Monday, July 17, 2006

Sales Clerks

Tyler Cowen likes "stupid" sales clerks, apparently on the theory that they will at least direct you to the right location without wasting time.

Hmm. Not sure about this. My worst sales clerk experience was as follows: I was in Half-Price Books in Dallas. (A great store, by the way: I've never seen any other bookstore that was literally about the size of a grocery store.)

Anyway, I was looking for Edward Gibbon's Decline and Fall of the Roman Empire, which my father wanted for a birthday present. After being unable to find it in what seemed the most relevant section (I think it was "Roman History" or "Ancient History"), I asked a sales clerk. Without checking his computer, he said, "I think I know where that is." Then he proceeded to walk with me to . . . the section on Nineteenth-Century America.
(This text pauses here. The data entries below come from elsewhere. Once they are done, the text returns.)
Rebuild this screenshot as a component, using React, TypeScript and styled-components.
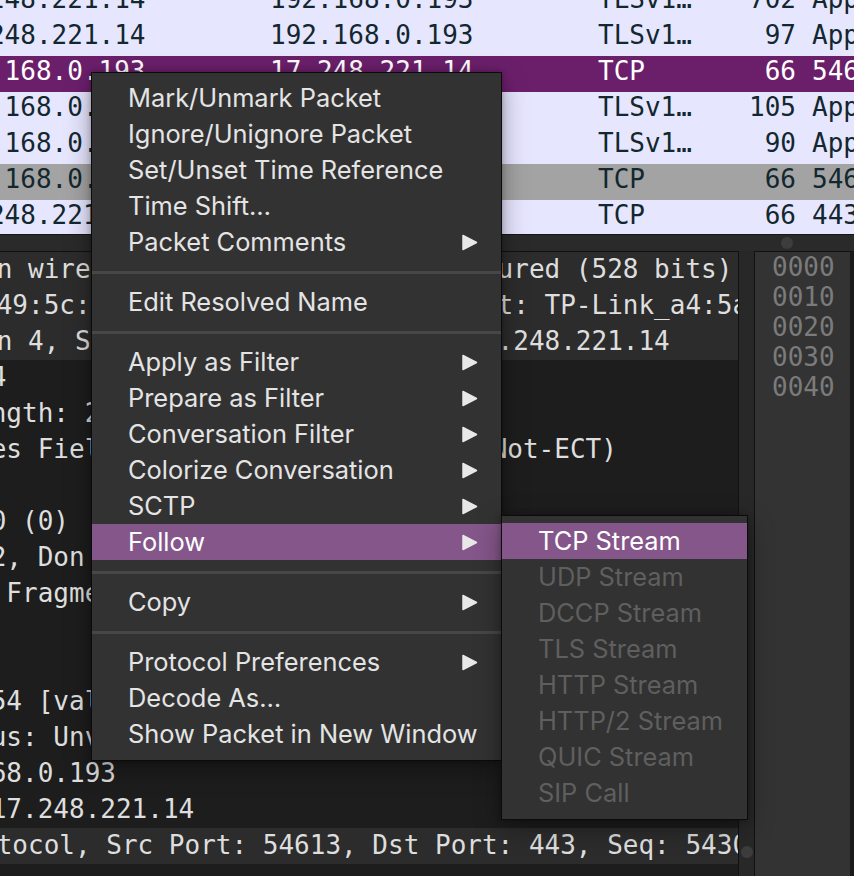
import { createGlobalStyle, styled } from "styled-components";

const GlobalStyle = createGlobalStyle`
  html, body {
    margin: 0;
    padding: 0;
    background: #2a2a2a;
    overflow: hidden;
  }
  * {
    box-sizing: border-box;
  }
`;

const MONO = `"DejaVu Sans Mono", "Liberation Mono", monospace`;
const SANS = `Inter, "Noto Sans", "Liberation Sans", sans-serif`;

const Page = styled.div`
  position: relative;
  width: 854px;
  height: 876px;
  display: flex;
  flex-direction: column;
  overflow: hidden;
  background: #2a2a2a;
  font-family: ${MONO};
  font-size: 26px;
`;

// packet list (top pane), scrolled a little to the right
const PacketList = styled.div`
  height: 235px;
  flex: none;
  overflow: hidden;
  background: #e7e6ff;
  border-bottom: 1px solid #161616;
`;

const PacketScroll = styled.div`
  margin-top: -16px;
  margin-left: -58px;
`;

type Tone = "normal" | "selected" | "marked";

const PacketRow = styled.div<{ $tone: Tone }>`
  display: grid;
  grid-template-columns: 328px 328px 110px 88px 1fr;
  height: 36px;
  line-height: 30px;
  white-space: pre;
  color: ${(p) => (p.$tone === "selected" ? "#ffffff" : "#12272e")};
  background: ${(p) =>
    p.$tone === "selected" ? "#6b1f6b" : p.$tone === "marked" ? "#a3a3a3" : "#e7e6ff"};
`;

const Cell = styled.span<{ $right?: boolean }>`
  overflow: hidden;
  text-align: ${(p) => (p.$right ? "right" : "left")};
`;

const InfoCell = styled.span`
  padding-left: 16px;
  overflow: hidden;
`;

// horizontal splitter with grab dot
const HSplit = styled.div`
  height: 16px;
  flex: none;
  display: flex;
  align-items: center;
  padding-left: 781px;
  background: #2a2a2a;
`;

const Dot = styled.div`
  width: 12px;
  height: 12px;
  border-radius: 50%;
  background: #3d3d3d;
`;

const Lower = styled.div`
  flex: 1;
  display: flex;
  min-height: 0;
`;

const Details = styled.div`
  width: 739px;
  flex: none;
  overflow: hidden;
  background: #1d1d1d;
  border-top: 1px solid #111111;
  border-right: 1px solid #111111;
`;

const DetailScroll = styled.div`
  margin-left: -379px;
`;

const DetailRow = styled.div<{ $level: number }>`
  height: 36px;
  line-height: 35px;
  white-space: pre;
  color: #dedede;
  padding-left: ${(p) => p.$level * 41}px;
  background: ${(p) => (p.$level === 0 ? "#2c2c2c" : "transparent")};
  width: 1400px;
`;

const VSplit = styled.div`
  width: 15px;
  flex: none;
  display: flex;
  flex-direction: column;
  justify-content: flex-end;
  align-items: center;
  padding-bottom: 18px;
  background: #282828;
`;

const Hex = styled.div`
  flex: 1;
  background: #333333;
  border-top: 1px solid #111111;
  border-left: 1px solid #111111;
  border-right: 4px solid #1a1a1a;
  padding-left: 17px;
  color: #7b7b7b;
  line-height: 30px;
`;

// context menu
const Menu = styled.div<{ $x: number; $y: number; $w: number }>`
  position: absolute;
  left: ${(p) => p.$x}px;
  top: ${(p) => p.$y}px;
  width: ${(p) => p.$w}px;
  padding: 7px 0 8px;
  background: #323232;
  border: 1px solid #0b0b0b;
  box-shadow: 0 8px 24px rgba(0, 0, 0, 0.35), 0 0 6px rgba(0, 0, 0, 0.25);
  font-family: ${SANS};
  font-size: 25.4px;
`;

const Item = styled.div<{ $active?: boolean; $disabled?: boolean }>`
  height: 36px;
  line-height: 36px;
  display: flex;
  align-items: center;
  justify-content: space-between;
  padding: 0 23px 0 36px;
  white-space: nowrap;
  color: ${(p) => (p.$active ? "#ffffff" : p.$disabled ? "#5f5f5f" : "#e4e4e4")};
  background: ${(p) => (p.$active ? "#84568a" : "transparent")};
`;

const Separator = styled.div`
  height: 24px;
  display: flex;
  align-items: center;

  &::after {
    content: "";
    flex: 1;
    height: 3px;
    background: #474747;
  }
`;

const Arrow = () => (
  <svg width="17" height="17" viewBox="0 0 17 17">
    <path d="M2 1.5 L15.5 8.5 L2 15.5 Z" fill="#e8e8e8" stroke="#e8e8e8" strokeWidth="1.5" strokeLinejoin="round" />
  </svg>
);

const packets: { src: string; dst: string; proto: string; len: string; info: string; tone: Tone }[] = [
  { src: "17.248.221.14", dst: "192.168.0.193", proto: "TLSv1…", len: "702", info: "Application Data", tone: "normal" },
  { src: "17.248.221.14", dst: "192.168.0.193", proto: "TLSv1…", len: "97", info: "Application Data", tone: "normal" },
  { src: "192.168.0.193", dst: "17.248.221.14", proto: "TCP", len: "66", info: "54613 → 443 [ACK] Seq=5430", tone: "selected" },
  { src: "192.168.0.193", dst: "17.248.221.14", proto: "TLSv1…", len: "105", info: "Application Data", tone: "normal" },
  { src: "192.168.0.193", dst: "17.248.221.14", proto: "TLSv1…", len: "90", info: "Application Data", tone: "normal" },
  { src: "192.168.0.193", dst: "17.248.221.14", proto: "TCP", len: "66", info: "54613 → 443 [ACK] Seq=5519", tone: "marked" },
  { src: "17.248.221.14", dst: "192.168.0.193", proto: "TCP", len: "66", info: "443 → 54613 [ACK] Seq=1", tone: "normal" },
];

const details: { text: string; level: number }[] = [
  { text: "Frame 104873: 66 bytes on wire (528 bits), 66 bytes captured (528 bits) on interface en0, id 0", level: 0 },
  { text: "Ethernet II, Src: Apple_49:5c:1e (f0:18:98:49:5c:1e), Dst: TP-Link_a4:5a:3c (50:c7:bf:a4:5a:3c)", level: 0 },
  { text: "Internet Protocol Version 4, Src: 192.168.0.193, Dst: 17.248.221.14", level: 0 },
  { text: "0100 .... = Version: 4", level: 1 },
  { text: ".... 0101 = Header Length: 20 bytes (5)", level: 1 },
  { text: "Differentiated Services Field: 0x00 (DSCP: CS0, ECN: Not-ECT)", level: 1 },
  { text: "Total Length: 52", level: 1 },
  { text: "Identification: 0x0000 (0)", level: 1 },
  { text: "010. .... = Flags: 0x2, Don't fragment", level: 1 },
  { text: "...0 0000 0000 0000 = Fragment Offset: 0", level: 1 },
  { text: "Time to Live: 64", level: 1 },
  { text: "Protocol: TCP (6)", level: 1 },
  { text: "Header Checksum: 0x1f54 [validation disabled]", level: 1 },
  { text: "[Header checksum status: Unverified]", level: 1 },
  { text: "Source Address: 192.168.0.193", level: 1 },
  { text: "Destination Address: 17.248.221.14", level: 1 },
  { text: "Transmission Control Protocol, Src Port: 54613, Dst Port: 443, Seq: 5430, Ack: 9921, Len: 0", level: 0 },
];

const offsets = ["0000", "0010", "0020", "0030", "0040"];

type Entry = { label: string; sub?: boolean; active?: boolean; disabled?: boolean };

const menuGroups: Entry[][] = [
  [
    { label: "Mark/Unmark Packet" },
    { label: "Ignore/Unignore Packet" },
    { label: "Set/Unset Time Reference" },
    { label: "Time Shift…" },
    { label: "Packet Comments", sub: true },
  ],
  [{ label: "Edit Resolved Name" }],
  [
    { label: "Apply as Filter", sub: true },
    { label: "Prepare as Filter", sub: true },
    { label: "Conversation Filter", sub: true },
    { label: "Colorize Conversation", sub: true },
    { label: "SCTP", sub: true },
    { label: "Follow", sub: true, active: true },
  ],
  [{ label: "Copy", sub: true }],
  [
    { label: "Protocol Preferences", sub: true },
    { label: "Decode As…" },
    { label: "Show Packet in New Window" },
  ],
];

const followItems: Entry[] = [
  { label: "TCP Stream", active: true },
  { label: "UDP Stream", disabled: true },
  { label: "DCCP Stream", disabled: true },
  { label: "TLS Stream", disabled: true },
  { label: "HTTP Stream", disabled: true },
  { label: "HTTP/2 Stream", disabled: true },
  { label: "QUIC Stream", disabled: true },
  { label: "SIP Call", disabled: true },
];

function MenuItem({ entry }: { entry: Entry }) {
  return (
    <Item $active={entry.active} $disabled={entry.disabled}>
      <span>{entry.label}</span>
      {entry.sub ? <Arrow /> : null}
    </Item>
  );
}

export default function App() {
  return (
    <Page>
      <GlobalStyle />
      <PacketList>
        <PacketScroll>
          {packets.map((p, i) => (
            <PacketRow key={i} $tone={p.tone}>
              <Cell>{p.src}</Cell>
              <Cell>{p.dst}</Cell>
              <Cell>{p.proto}</Cell>
              <Cell $right>{p.len}</Cell>
              <InfoCell>{p.info}</InfoCell>
            </PacketRow>
          ))}
        </PacketScroll>
      </PacketList>

      <HSplit>
        <Dot />
      </HSplit>

      <Lower>
        <Details>
          <DetailScroll>
            {details.map((d, i) => (
              <DetailRow key={i} $level={d.level}>
                {d.text}
              </DetailRow>
            ))}
          </DetailScroll>
        </Details>
        <VSplit>
          <Dot />
        </VSplit>
        <Hex>
          {offsets.map((o) => (
            <div key={o}>{o}</div>
          ))}
        </Hex>
      </Lower>

      <Menu $x={91} $y={72} $w={411}>
        {menuGroups.map((group, gi) => (
          <div key={gi}>
            {gi > 0 ? <Separator /> : null}
            {group.map((entry) => (
              <MenuItem key={entry.label} entry={entry} />
            ))}
          </div>
        ))}
      </Menu>

      <Menu $x={501} $y={515} $w={247}>
        {followItems.map((entry) => (
          <MenuItem key={entry.label} entry={entry} />
        ))}
      </Menu>
    </Page>
  );
}
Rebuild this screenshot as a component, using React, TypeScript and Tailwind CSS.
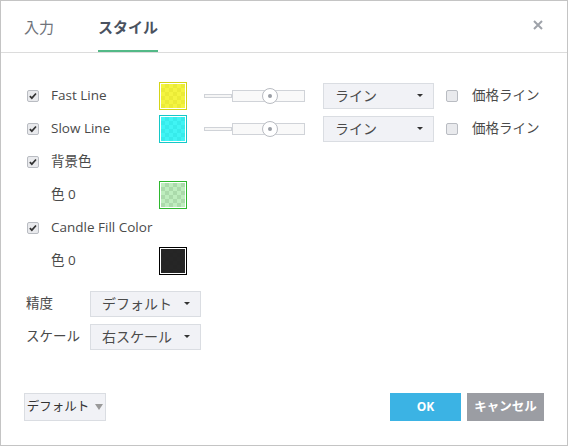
import React from 'react';

const font = "font-['Open_Sans','Noto_Sans_CJK_JP',sans-serif]";

function Check({ checked = true }: { checked?: boolean }) {
  return (
    <span className="flex h-[12px] w-[12px] items-center justify-center rounded-[2px] border border-[#b9bcc2] bg-[#e9eaed]">
      {checked && (
        <svg viewBox="0 0 12 12" className="h-[10px] w-[10px]">
          <path d="M2.2 6.2 L4.6 8.6 L9.6 3" fill="none" stroke="#333" strokeWidth="2" />
        </svg>
      )}
    </span>
  );
}

function Swatch({ border, fill }: { border: string; fill: string }) {
  return (
    <div className={`h-[28px] w-[28px] border-[1.5px] ${border} bg-white p-[1px]`}>
      <div className="relative h-full w-full bg-[image:repeating-conic-gradient(#dcdcdc_0_25%,#ffffff_0_50%)] bg-[length:8px_8px]">
        <div className={`absolute inset-0 ${fill}`} />
      </div>
    </div>
  );
}

function Slider() {
  return (
    <div className="relative flex h-[18px] w-[101px] items-center">
      <div className="h-[4px] w-[28px] border border-[#d0d3d8] bg-[#f6f6f6]" />
      <div className="h-[12px] flex-1 border border-[#d0d3d8] bg-[#f9f9f9]" />
      <div className="absolute left-[58px] top-[1px] flex h-[16px] w-[16px] items-center justify-center rounded-full border border-[#b9bcc2] bg-white">
        <div className="h-[4px] w-[4px] rounded-full bg-[#9a9ea5]" />
      </div>
    </div>
  );
}

function Select({ label, w }: { label: string; w: string }) {
  return (
    <div className={`flex h-[26px] ${w} items-center justify-between border border-[#dadde2] bg-[#f1f2f6] pl-[11px] pr-[10px] text-[14px] text-[#4a4a4a]`}>
      <span>{label}</span>
      <span className="h-0 w-0 border-x-[3.5px] border-t-[3.5px] border-x-transparent border-t-[#333]" />
    </div>
  );
}

function LineRow({ label, border, fill }: { label: string; border: string; fill: string }) {
  return (
    <div className="flex h-[33px] items-center">
      <div className="w-[25px] pl-[1px]"><Check /></div>
      <div className="w-[108px]">{label}</div>
      <div className="w-[45px]"><Swatch border={border} fill={fill} /></div>
      <div className="w-[119px]"><Slider /></div>
      <div className="w-[123px]"><Select label="ライン" w="w-[111px]" /></div>
      <div className="w-[26px]"><Check checked={false} /></div>
      <div>価格ライン</div>
    </div>
  );
}

export default function App() {
  return (
    <div className={`flex h-[446px] w-[568px] flex-col border border-[#c4c4c4] bg-white text-[13.5px] text-[#4a4a4a] ${font}`}>
      <div className="flex h-[52px] shrink-0 items-stretch border-b border-[#dcdcdc] px-[23px]">
        <div className="flex items-center pt-[1px] text-[15px] text-[#6f737a]">入力</div>
        <div className="ml-[44px] flex flex-col justify-center border-b-2 border-[#53b987] pt-[3px] text-[15px] font-semibold text-[#4a5260]">
          スタイル
        </div>
        <div className="flex-1" />
        <div className="flex items-center pb-[4px] pr-[1px]">
          <svg viewBox="0 0 10 10" className="h-[10px] w-[10px]">
            <path d="M1 1 L9 9 M9 1 L1 9" stroke="#9ea2a9" strokeWidth="2" />
          </svg>
        </div>
      </div>

      <div className="flex flex-col pl-[25px] pt-[26px]">
        <LineRow label="Fast Line" border="border-[#d4d417]" fill="bg-[#f0f000]/75" />
        <LineRow label="Slow Line" border="border-[#14c8c8]" fill="bg-[#00f0f0]/75" />
        <div className="flex h-[33px] items-center">
          <div className="w-[25px] pl-[1px]"><Check /></div>
          <div>背景色</div>
        </div>
        <div className="flex h-[33px] items-center">
          <div className="w-[25px]" />
          <div className="w-[108px]">色 0</div>
          <Swatch border="border-[#2eb82e]" fill="bg-[#6fd66f]/45" />
        </div>
        <div className="flex h-[33px] items-center">
          <div className="w-[25px] pl-[1px]"><Check /></div>
          <div>Candle Fill Color</div>
        </div>
        <div className="flex h-[33px] items-center">
          <div className="w-[25px]" />
          <div className="w-[108px]">色 0</div>
          <Swatch border="border-black" fill="bg-[#1a1a1a]/95" />
        </div>

        <div className="mt-[10px] flex h-[33px] items-center">
          <div className="w-[64px]">精度</div>
          <Select label="デフォルト" w="w-[111px]" />
        </div>
        <div className="flex h-[33px] items-center">
          <div className="w-[64px]">スケール</div>
          <Select label="右スケール" w="w-[111px]" />
        </div>
      </div>

      <div className="mt-auto mb-[24px] flex items-center px-[23px]">
        <div className="flex h-[28px] w-[82px] items-center justify-center gap-[6px] border border-[#dadde2] bg-[#f1f2f6] text-[12.5px] text-[#333]">
          <span>デフォルト</span>
          <span className="h-0 w-0 border-x-[4.5px] border-t-[6px] border-x-transparent border-t-[#9a9a9a]" />
        </div>
        <div className="flex-1" />
        <div className="flex h-[28px] w-[71px] items-center justify-center bg-[#3bb3e4] text-[12px] font-bold text-white">OK</div>
        <div className="ml-[6px] flex h-[28px] w-[77px] items-center justify-center bg-[#9b9da3] text-[12.5px] font-bold text-white">キャンセル</div>
      </div>
    </div>
  );
}
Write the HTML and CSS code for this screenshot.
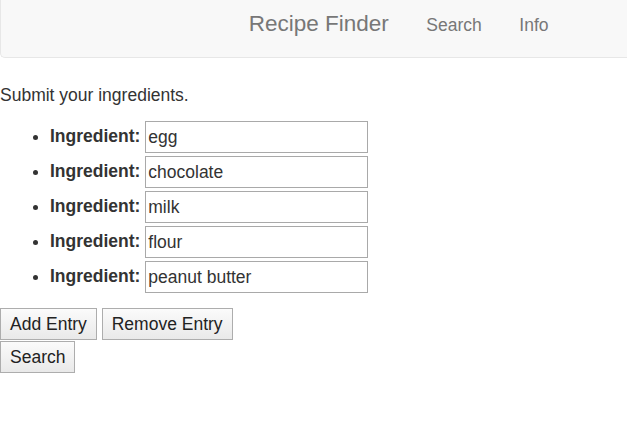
FILE: index.html
```html
<!DOCTYPE html>
<html>
<head>
<meta charset="utf-8">
<link rel="stylesheet" href="styles.css">
</head>
<body>
<nav class="navbar">
  <a class="brand">Recipe Finder</a>
  <a class="nav-link">Search</a>
  <a class="nav-link">Info</a>
</nav>
<p class="intro">Submit your ingredients.</p>
<ul class="ingredients">
  <li><label>Ingredient:</label> <input type="text" value="egg"></li>
  <li><label>Ingredient:</label> <input type="text" value="chocolate"></li>
  <li><label>Ingredient:</label> <input type="text" value="milk"></li>
  <li><label>Ingredient:</label> <input type="text" value="flour"></li>
  <li><label>Ingredient:</label> <input type="text" value="peanut butter"></li>
</ul>
<div class="actions">
  <button class="btn">Add Entry</button> <button class="btn">Remove Entry</button><br>
  <button class="btn">Search</button>
</div>
</body>
</html>
```
FILE: styles.css
```css
html, body {
  margin: 0;
  overflow: hidden;
}
body {
  font-family: "Liberation Sans", Arial, sans-serif;
  font-size: 17.5px;
  line-height: 25px;
  color: #333;
  background: #fff;
}
.navbar {
  display: flex;
  align-items: baseline;
  height: 46px;
  padding: 11px 0 0 229px;
  margin-right: -20px;
  background: #f8f8f8;
  border-left: 1px solid #e7e7e7;
  border-bottom: 1px solid #e7e7e7;
  border-bottom-left-radius: 5px;
  margin-bottom: 25px;
}
.brand {
  font-size: 22.5px;
  line-height: 25px;
  color: #777;
  padding: 0 18.75px;
}
.nav-link {
  font-size: 17.5px;
  line-height: 25px;
  color: #777;
  padding: 0 18.75px;
}
.intro {
  margin: 0 0 11.5px;
}
.ingredients {
  margin: 0 0 13.5px;
  padding-left: 50px;
}
.ingredients li {
  line-height: 25px;
}
.ingredients label {
  font-weight: bold;
}
.ingredients input {
  box-sizing: border-box;
  width: 223px;
  height: 32px;
  margin: 1.5px 0 1.5px 0;
  padding: 0 2px;
  border: 1px solid #a9a9a9;
  font-family: inherit;
  font-size: 17.5px;
  color: #333;
  vertical-align: middle;
}
.actions {
  line-height: 0;
}
.btn {
  box-sizing: border-box;
  height: 32px;
  padding: 0 9px;
  margin: 0;
  border: 1px solid #adadad;
  border-radius: 0;
  background: linear-gradient(#fbfbfb, #e9e9e9);
  font-family: inherit;
  font-size: 17.5px;
  color: #222;
  vertical-align: top;
}
.btn + br + .btn {
  margin-top: 1px;
}
```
As he started studying the shelves, I politely mentioned the title of the book again: "I've been having a hard time finding 'The Decline and Fall of the Roman Empire." Then something clicked in his head, he stood upright, and said, "Aha, we're in the wrong place. I know where it is." So we started walking across the store. I was a bit puzzled, because we seemed to be heading clear away from any of the history sections. But I thought that maybe the book was in a special section or something.

Finally we arrived --- at a fiction section devoted to romance novels. He told me to look for the author's last name. Rather than point out that Gibbons was not a romance novelist, I decided it was hopeless, and pretended to examine a few book spines while he walked away. Then, as I recall, I went home and ordered the book online.